Maraudeur est l'un des nombreux projets cool de la Suissesse Lise Sutter (également dans The Staches et Couteau Latex). Le label parisien Gone With The Weed vient de sortir leur premier vinyle, un flexi 45 tours orange fluo après plusieurs cassettes. Enregistrée avec l'aide de Kelley Stoltz, la production compacte et touffue pare les chansons d'un son qui leur font honneur. Maraudeur semble tirer ses influences des meilleurs groupes post-punk et no wave historiques tels que Kleenex, Delta 5 ou encore ESG. Comme ces formations, le groupe se sert de la basse à la fois rythmiquement et mélodiquement créant une musique à la fois charnelle et distante.  

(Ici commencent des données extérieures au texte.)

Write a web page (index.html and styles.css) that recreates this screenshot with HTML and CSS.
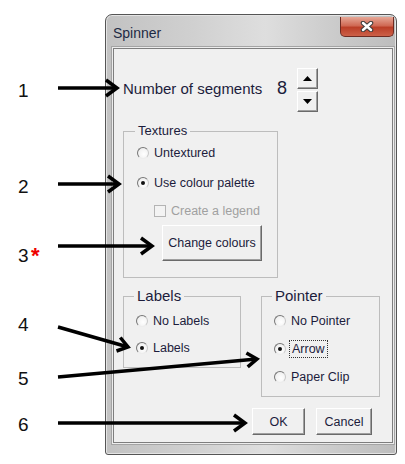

Bored By Devotion est la plus uptempo des deux. Le tempo est frénétique, la ligne de synthétiseur menaçante. Deux basses se complètent en stéréophonie...Sur le refrain le jeu sur les voix allège quelque peu l'ambiance lourde et poisseuse du couplet sans trahir l'esprit général. Night 1 est la grande réussite de ce 45 tours. Sur un rythme modéré, les deux basses se répondent créant des motifs abstraits et grisants. La voix, joue la carte de la retenue non sans une certaine morgue, créant un état de transition permanent entre calme et tempête. Le temps semble ainsi  suspendu, attendant d'être brusqué par un incident.